Il ritorno dei deportarti, come recita il salmo, in questo caso corrisponde al ritorno dei sogni, e dei prodotti, delle risorse …cioè di ciò che per secoli è rimasto nella cattività. Non è il magico ritorno della democrazia dopo la dittatura – come in altri casi o momenti storici – ma piuttosto il germoglio di un’altra sapienza dentro della democrazia già esistente, o il sogno creativo di un altro mercato, di un modo nuovo di relazionarsi tra noi e con le cose, le realtà, anche con quelle degli altri Paesi limitrofi.
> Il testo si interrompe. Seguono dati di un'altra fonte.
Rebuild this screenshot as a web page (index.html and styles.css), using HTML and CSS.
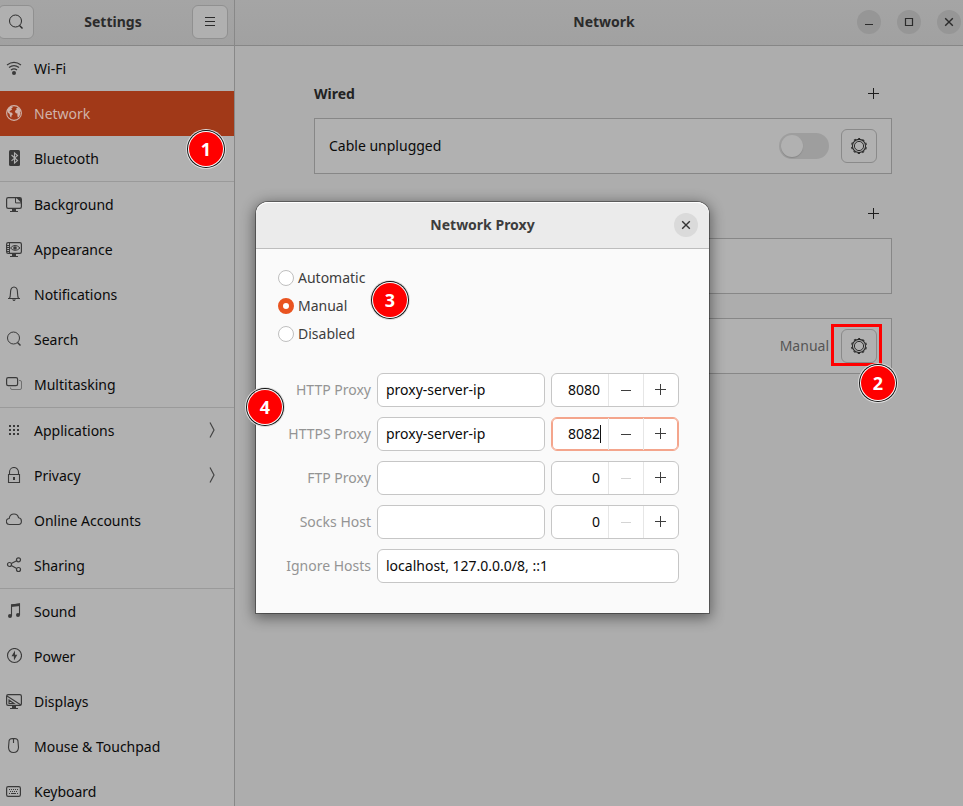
FILE: index.html
```html
<!DOCTYPE html>
<html lang="en">
<head>
<meta charset="utf-8">
<meta name="viewport" content="width=device-width, initial-scale=1">
<title>Settings</title>
<link rel="stylesheet" href="styles.css">
</head>
<body>
<svg class="defs" aria-hidden="true">
  <symbol id="gear" viewBox="0 0 18 18"><circle cx="9" cy="9" r="6.6" fill="none" stroke="currentColor" stroke-width="1.1"/><circle cx="9" cy="9" r="4.6" fill="none" stroke="currentColor"/><circle cx="9" cy="9" r="7.4" fill="none" stroke="currentColor" stroke-width="1.2" stroke-dasharray="2.2 2.45" stroke-dashoffset="1.1" transform="rotate(-90 9 9)"/></symbol>
  <symbol id="plus" viewBox="0 0 12 12"><path d="M5.5 0v11M0 5.5h11" fill="none" stroke="currentColor"/></symbol>
  <symbol id="minus" viewBox="0 0 12 12"><path d="M1 6.5h10" fill="none" stroke="currentColor"/></symbol>
  <symbol id="cross" viewBox="0 0 12 12"><path d="M2.2 2.2l7.6 7.6M9.8 2.2l-7.6 7.6" fill="none" stroke="currentColor" stroke-width="1.4"/></symbol>
  <symbol id="search" viewBox="0 0 16 16"><circle cx="7.5" cy="7" r="6" fill="none" stroke="currentColor"/><path d="M11.5 11.5l3 3" fill="none" stroke="currentColor" stroke-width="1.4"/></symbol>
  <symbol id="chevron" viewBox="0 0 8 16"><path d="M2 .5l4 7.5-4 7.5" fill="none" stroke="currentColor" stroke-width="1.2"/></symbol>
</svg>
<div class="window">
  <aside class="sidebar">
    <header class="bar bar-side">
      <button class="tool tool-search" aria-label="Search"><svg class="icon"><use href="#search"/></svg></button>
      <h1 class="title">Settings</h1>
      <button class="tool" aria-label="Menu"><svg class="icon" viewBox="0 0 16 16"><path d="M3 3.5h10M3 7.5h10M3 11.5h10" fill="none" stroke="currentColor"/></svg></button>
    </header>
    <nav>
      <ul class="group">
        <li><a class="item" href="#"><svg class="icon" viewBox="0 0 16 16"><g fill="none" stroke="currentColor" stroke-width="1.2"><path d="M1 4.9Q8-.3 15 4.9"/><path d="M3 7.5Q8 3.6 13 7.5"/><path d="M5 10Q8 7.7 11 10"/></g><circle cx="8" cy="13" r="2" fill="currentColor"/></svg>Wi-Fi</a></li>
        <li><a class="item item-active" href="#" aria-current="page"><svg class="icon" viewBox="0 0 16 16"><circle cx="8" cy="8" r="7.4" fill="none" stroke="currentColor" stroke-width="1.1"/><path d="M1.200 5L3 2.600 6 1.200l.8 1.200-1.600 1.200 1 .8-1.400 1-1.200.6.400 1.200 2 .6.800 1.400-1.200 1.200-.4 2.400-1.200-1.600-.4-2.200L1.800 7.500zM9.800 4L11.500 2.600l2 1.200 1.300 2.600-1 .4.600 2-1.400 3.200-1.200.6-.5-2.400.2-1.700-1.700-.3-.9-1.700.9-1.400 1.300-.3z" fill="currentColor"/></svg>Network</a><span class="badge badge-one">1</span></li>
        <li><a class="item" href="#"><svg class="icon" viewBox="0 0 16 16"><rect x="3" width="11" height="16" rx="1.5" fill="currentColor"/><path d="M5.5 5l6 5.5-3 2.6V2.9l3 2.6-6 5.3" fill="none" stroke="#b1b1b1" stroke-width="1.1"/></svg>Bluetooth</a></li>
      </ul>
      <ul class="group">
        <li><a class="item" href="#"><svg class="icon" viewBox="0 0 16 16"><rect x=".6" y="1.6" width="14.8" height="10.8" rx="1.6" fill="none" stroke="currentColor" stroke-width="1.2"/><path d="M9.5 1.700v5.200h5.800" fill="none" stroke="currentColor"/><path d="M10.500 2h4.500v4.500zM6 13h4v2H6zM4 15h8v1H4z" fill="currentColor"/></svg>Background</a></li>
        <li><a class="item" href="#"><svg class="icon" viewBox="0 0 16 16"><rect x=".6" y="1.6" width="14.8" height="10.8" rx="1.6" fill="none" stroke="currentColor" stroke-width="1.2"/><path d="M3.500 2v10M1 4.500h2M1 6.500h2M1 8.500h2M1 10.500h2" stroke="currentColor"/><path d="M4.500 7Q9 1.800 14 7 9 11.800 4.500 7z" fill="none" stroke="currentColor"/><circle cx="9" cy="7" r="1.800" fill="currentColor"/><path d="M6 13h4v2H6zM4 15h8v1H4z" fill="currentColor"/></svg>Appearance</a></li>
        <li><a class="item" href="#"><svg class="icon" viewBox="0 0 16 16"><path d="M2 12.500h12M3.500 12.200C5 10 4 6 5 3.200 5.600 1.400 6.500 1 8 1s2.400.4 3 2.200C12 6 11 10 12.500 12.200" fill="none" stroke="currentColor" stroke-width="1.100"/><path d="M6 13.500h4L8.500 15h-1z" fill="currentColor"/></svg>Notifications</a></li>
        <li><a class="item" href="#"><svg class="icon"><use href="#search"/></svg>Search</a></li>
        <li><a class="item" href="#"><svg class="icon" viewBox="0 0 16 16"><rect x=".6" y="1.600" width="11" height="8" rx="1.600" fill="none" stroke="currentColor" stroke-width="1.200"/><path d="M13 4.500h1q1.500 0 1.500 1.500v6q0 1.500-1.500 1.500H6q-1.500 0-1.500-1.500v-.5" fill="none" stroke="currentColor" opacity=".55"/></svg>Multitasking</a></li>
      </ul>
      <ul class="group">
        <li><a class="item" href="#"><svg class="icon" viewBox="0 0 16 16"><path d="M3 3h2v2H3zM7 3h2v2H7zM11 3h2v2h-2zM3 7h2v2H3zM7 7h2v2H7zM11 7h2v2h-2zM3 11h2v2H3zM7 11h2v2H7zM11 11h2v2h-2z" fill="currentColor"/></svg>Applications<svg class="chevron"><use href="#chevron"/></svg></a></li>
        <li><a class="item" href="#"><svg class="icon" viewBox="0 0 16 16"><path d="M2.500 7.500h11v8h-11zM3.500 7V5a4.500 4.500 0 0 1 9 0v2" fill="none" stroke="currentColor" stroke-width="1.100"/><path d="M7 10h2v3H7z" fill="currentColor"/></svg>Privacy<svg class="chevron"><use href="#chevron"/></svg></a></li>
        <li><a class="item" href="#"><svg class="icon" viewBox="0 0 16 16"><path d="M3.500 12.500a3 3 0 0 1-.3-6C3.600 3.500 5.500 2 8 2s4 1.500 4.600 3.800c3.800.4 3.700 6.700 0 6.700z" fill="none" stroke="currentColor" stroke-width="1.100"/></svg>Online Accounts</a></li>
        <li><a class="item" href="#"><svg class="icon" viewBox="0 0 16 16"><g fill="none" stroke="currentColor" stroke-width="1.200"><circle cx="3.500" cy="7.500" r="2"/><circle cx="12.500" cy="2.800" r="2"/><circle cx="12.500" cy="12.500" r="2"/><path d="M5.300 6.500l5.400-2.700M5.300 8.500l5.400 3"/></g></svg>Sharing</a></li>
      </ul>
      <ul class="group">
        <li><a class="item" href="#"><svg class="icon" viewBox="0 0 16 16"><path d="M5.500 13V2l8-1v11" fill="none" stroke="currentColor" stroke-width="1.100"/><path d="M5 1.500L14 .3v2.800l-9 1z" fill="currentColor"/><circle cx="4" cy="13" r="2" fill="currentColor"/><circle cx="12" cy="12" r="2" fill="currentColor"/></svg>Sound</a></li>
        <li><a class="item" href="#"><svg class="icon" viewBox="0 0 16 16"><circle cx="8.500" cy="7.500" r="7" fill="none" stroke="currentColor" stroke-width="1.100"/><path d="M9 2.500L5.500 8.200h2.300L8 12.500l3.300-5.800H9z" fill="currentColor"/></svg>Power</a></li>
        <li><a class="item" href="#"><svg class="icon" viewBox="0 0 16 16"><rect x=".6" y="1.6" width="14.8" height="10.8" rx="1.6" fill="none" stroke="currentColor" stroke-width="1.2"/><path d="M1 3l14 9M3 7v3.500h5zM3 7l5 3.500" fill="none" stroke="currentColor" stroke-width="1.100"/><path d="M6 13h4v2H6zM4 15h8v1H4z" fill="currentColor"/></svg>Displays</a></li>
        <li><a class="item" href="#"><svg class="icon" viewBox="0 0 16 16"><path d="M3 3.500Q3 .5 7.500.5T12 3.500l.5 6q-.4 5-5 5t-5-5zM7.500.5V5" fill="none" stroke="currentColor" stroke-width="1.100"/></svg>Mouse &amp; Touchpad</a></li>
        <li><a class="item" href="#"><svg class="icon" viewBox="0 0 16 16"><rect x=".6" y="3.600" width="13.800" height="9.800" rx="1.600" fill="none" stroke="currentColor" stroke-width="1.200"/><path d="M3 6.500h10M4 8.500h8" stroke="currentColor" stroke-dasharray="1 1"/><path d="M3 10.500h1M5 10.500h5M11 10.500h1" stroke="currentColor"/></svg>Keyboard</a></li>
      </ul>
    </nav>
  </aside>
  <main class="main">
    <header class="bar bar-main">
      <h2 class="title">Network</h2>
      <div class="controls">
        <button class="round" aria-label="Minimize"><svg class="glyph" viewBox="0 0 12 12"><path d="M2 8.500h8" stroke="currentColor"/></svg></button>
        <button class="round" aria-label="Maximize"><svg class="glyph" viewBox="0 0 12 12"><path d="M2.500 2.500h7v7h-7z" fill="none" stroke="currentColor" stroke-width="1.200"/></svg></button>
        <button class="round" aria-label="Close"><svg class="glyph"><use href="#cross"/></svg></button>
      </div>
    </header>
    <div class="content">
      <section class="section">
        <div class="heading"><h3 class="title title-section">Wired</h3><button class="add" aria-label="Add wired connection"><svg class="glyph"><use href="#plus"/></svg></button></div>
        <div class="card"><label class="card-label" for="wired">Cable unplugged</label><input class="switch" id="wired" type="checkbox" role="switch"><button class="tool" aria-label="Wired options"><svg class="gear"><use href="#gear"/></svg></button></div>
      </section>
      <section class="section">
        <div class="heading heading-end"><button class="add" aria-label="Add VPN"><svg class="glyph"><use href="#plus"/></svg></button></div>
        <div class="card"></div>
      </section>
      <section class="section section-proxy">
        <div class="card card-end"><span class="status">Manual</span><div class="marked"><button class="tool" aria-label="Proxy options"><svg class="gear"><use href="#gear"/></svg></button><span class="frame"></span><span class="badge badge-two">2</span></div></div>
      </section>
    </div>
  </main>
</div>
<div class="overlay">
  <form class="dialog" role="dialog" aria-labelledby="dialog-title">
    <header class="dialog-bar"><h2 class="title" id="dialog-title">Network Proxy</h2><button class="round round-light" type="button" aria-label="Close"><svg class="glyph"><use href="#cross"/></svg></button></header>
    <div class="dialog-body">
      <div class="modes">
        <label class="mode"><input class="radio" type="radio" name="mode">Automatic</label>
        <label class="mode"><input class="radio" type="radio" name="mode" checked>Manual</label>
        <label class="mode"><input class="radio" type="radio" name="mode">Disabled</label>
        <span class="badge badge-three">3</span>
      </div>
      <div class="fields">
        <label class="field-label" for="http">HTTP Proxy</label>
        <input class="entry" id="http" type="text" value="proxy-server-ip">
        <div class="spin"><input class="port" type="text" inputmode="numeric" aria-label="HTTP port" value="8080"><button class="step" type="button" aria-label="Decrease"><svg class="glyph"><use href="#minus"/></svg></button><button class="step" type="button" aria-label="Increase"><svg class="glyph"><use href="#plus"/></svg></button></div>
        <label class="field-label" for="https">HTTPS Proxy</label>
        <input class="entry" id="https" type="text" value="proxy-server-ip">
        <div class="spin spin-focus"><input class="port" type="text" inputmode="numeric" aria-label="HTTPS port" value="8082"><span class="caret"></span><button class="step" type="button" aria-label="Decrease"><svg class="glyph"><use href="#minus"/></svg></button><button class="step" type="button" aria-label="Increase"><svg class="glyph"><use href="#plus"/></svg></button></div>
        <label class="field-label" for="ftp">FTP Proxy</label>
        <input class="entry" id="ftp" type="text">
        <div class="spin"><input class="port" type="text" inputmode="numeric" aria-label="FTP port" value="0"><button class="step" type="button" aria-label="Decrease" disabled><svg class="glyph"><use href="#minus"/></svg></button><button class="step" type="button" aria-label="Increase"><svg class="glyph"><use href="#plus"/></svg></button></div>
        <label class="field-label" for="socks">Socks Host</label>
        <input class="entry" id="socks" type="text">
        <div class="spin"><input class="port" type="text" inputmode="numeric" aria-label="Socks port" value="0"><button class="step" type="button" aria-label="Decrease" disabled><svg class="glyph"><use href="#minus"/></svg></button><button class="step" type="button" aria-label="Increase"><svg class="glyph"><use href="#plus"/></svg></button></div>
        <label class="field-label" for="ignore">Ignore Hosts</label>
        <input class="entry entry-wide" id="ignore" type="text" value="localhost, 127.0.0.0/8, ::1">
      </div>
    </div>
    <span class="badge badge-four">4</span>
  </form>
</div>
</body>
</html>
```
FILE: styles.css
```css
* { box-sizing: border-box; }
body { margin: 0; color: #0a0a0a; overflow: hidden; }
body, button, input { font-family: "Noto Sans", "Open Sans", sans-serif; font-size: 14px; line-height: 20px; }
button { margin: 0; padding: 0; border: 0; background: none; color: inherit; display: flex; align-items: center; justify-content: center; flex: none; }
ul { list-style: none; margin: 0; padding: 0; }
svg { display: block; flex: none; }
.defs { position: absolute; width: 0; height: 0; }
.window { display: flex; height: 100vh; overflow: hidden; background: #adadad; }
.sidebar { width: 235px; flex: none; background: #b1b1b1; border-right: 1px solid #888; }
.bar { height: 46px; border-bottom: 1px solid #868686; background: linear-gradient(#a5a5a5, #a1a1a1); color: #2b2b2b; }
.bar-side { display: flex; align-items: center; justify-content: space-between; padding: 0 6px 1px 0; }
.title { margin: 0; font-size: 14px; line-height: 20px; font-weight: 700; }
.title-section { color: #222; }
.tool { width: 36px; height: 34px; border: 1px solid #909090; border-radius: 6px; background: #b0b0b0; color: #2b2b2b; }
.tool-search { margin-left: -2px; }
.icon { width: 16px; height: 16px; }
.glyph { width: 12px; height: 12px; }
.gear { width: 18px; height: 18px; }
.chevron { width: 8px; height: 16px; margin: 0 0 1px auto; color: #444; }
.group + .group { border-top: 1px solid #9a9a9a; }
.group li { position: relative; }
.item { display: flex; align-items: center; gap: 12px; height: 45px; padding: 0 18px 0 6px; color: #0a0a0a; text-decoration: none; }
.item .icon { margin-bottom: 1px; color: #3a3a3a; }
.item-active, .item-active .icon { color: #d0b3aa; }
.item-active { background: #a13918; }
.main { flex: 1; min-width: 0; }
.bar-main { display: grid; grid-template-columns: 1fr auto 1fr; align-items: center; padding: 0 2px 1px 12px; }
.bar-main .title { grid-column: 2; }
.controls { grid-column: 3; display: flex; justify-content: flex-end; gap: 16px; }
.round { width: 24px; height: 24px; border-radius: 50%; background: #969696; }
.round-light { background: #dadada; color: #333; }
.content { padding: 24px 71px 0 79px; }
.section { margin-bottom: 16px; }
.section-proxy { margin-top: 24px; }
.heading { display: flex; align-items: center; justify-content: space-between; height: 48px; }
.heading-end { justify-content: flex-end; }
.add { width: 36px; height: 36px; color: #1c1c1c; }
.card { display: flex; align-items: center; gap: 12px; height: 56px; padding: 0 14px; border: 1px solid #878787; background: #b1b1b1; }
.card-end { justify-content: flex-end; }
.card-label { flex: 1; }
.status { color: #555; }
.card .tool { background: #b1b1b1; border-color: #8a8a8a; }
.switch { appearance: none; margin: 0; width: 50px; height: 26px; border-radius: 13px; background: #9e9e9e; padding: 2px; display: flex; }
.switch::before { content: ""; width: 22px; height: 22px; border-radius: 50%; background: #b1b1b1; box-shadow: 0 1px 1px #888; }
.marked { position: relative; }
.frame { position: absolute; inset: -5px -5px -3px -10px; border: 3px solid #f00; }
.overlay { position: absolute; inset: 0; display: flex; align-items: center; justify-content: center; padding: 9px 0 0 2px; }
.dialog { position: relative; width: 453px; border-radius: 12px 12px 0 0; background: #fafafa; color: #3d3d3d; box-shadow: 0 0 0 1px rgba(0,0,0,.35), 0 3px 14px 2px rgba(0,0,0,.45); }
.dialog-bar { display: grid; grid-template-columns: 1fr auto 1fr; align-items: center; height: 47px; padding: 0 11px; border-bottom: 1px solid #bdbdbd; border-radius: 12px 12px 0 0; background: #ebebeb; box-shadow: inset 0 1px #fff; }
.dialog-bar .title { grid-column: 2; }
.dialog-bar .round { justify-self: end; }
.dialog-body { padding: 15px 30px 30px 22px; }
.modes { position: relative; margin-bottom: 25px; }
.mode { display: flex; align-items: center; gap: 4px; height: 28px; }
.radio { appearance: none; margin: 0; width: 16px; height: 16px; border: 1px solid #bfbfbf; border-radius: 50%; background: #fff; }
.radio:checked { border: 5px solid #e95420; }
.fields { display: grid; grid-template-columns: 1fr 168px 128px; gap: 10px 6px; align-items: center; }
.field-label { text-align: right; color: #949494; white-space: nowrap; }
.entry, .spin { width: 100%; height: 34px; border: 1px solid #c6c6c6; border-radius: 6px; background: #fff; }
.entry { padding: 0 8px 2px; color: #0a0a0a; }
.entry-wide { grid-column: 2 / 4; }
.spin { display: flex; overflow: hidden; position: relative; }
.spin-focus { border-color: #f4a58c; box-shadow: inset 0 0 0 1px #f4a58c; }
.port { flex: 1; min-width: 0; border: 0; padding: 0 8px 0 0; background: none; text-align: right; color: #0a0a0a; }
input, button { outline: 0; }
.caret { position: absolute; right: 77px; top: 7px; width: 1px; height: 18px; background: #111; }
.step { width: 35px; border-left: 1px solid #e6e6e6; color: #3d3d3d; }
.step:disabled { color: #d4d4d4; }
.badge { position: absolute; z-index: 2; display: flex; align-items: center; justify-content: center; width: 34px; height: 34px; border-radius: 50%; background: #f00; color: #fff; font-size: 18px; line-height: 24px; font-weight: 700; box-shadow: 0 0 0 1px #fff, 0 0 0 2px #111, 0 0 0 3px #ddd; }
.badge-one { right: 11px; top: 41px; }
.badge-two { left: 20px; top: 37px; }
.badge-three { left: 95px; top: 19px; }
.badge-four { left: -8px; top: 188px; }
```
Come i deportati, cominceremo un’altra vita, e tutti sappiamo che non è facile ritornare a essere liberi o a vivere nella propria terra. Tutti sappiamo che ci stancheremo di nuovo e dovremmo di nuovo addormentarci per poter tornare a sognare, cioè cercare nel tesoro dell’anima e della sapienza della vita più nascosta, gli strumenti alternativi che ci serviranno per vivere giorno dopo giorno, perché, come canta il profeta Geremia, ritorni il mosto, il vino e l’olio e gli animali tornino a tenere i loro cuccioli, e la terra torni a dar frutto, e tornino liberamente le donne in cinta e gli zoppi… (Gr 30). Certamente, dovremmo inventare di nuovo la vita: inventare lo studio e la formazione, il lavoro, la produzione… Certamente il ritmo tornerà a essere lento, perché il ritmo veloce è proprio di una mentalità borghese e di una economia produttiva ricca, mentre nel mondo, dove la quotidianità ha il suo prezzo più alto, il ritmo a cui dobbiamo obbedire è quotidiano e fedele, per non tradire nessuno, per non essere infedele alle diversità e alle differenze, per non tradire i bisogni reali e per non aumentare gli abissi che l’accumulazione di pochi ha creato tra la gente: accumulazione di potere, di soldi, di mercato, di ruoli.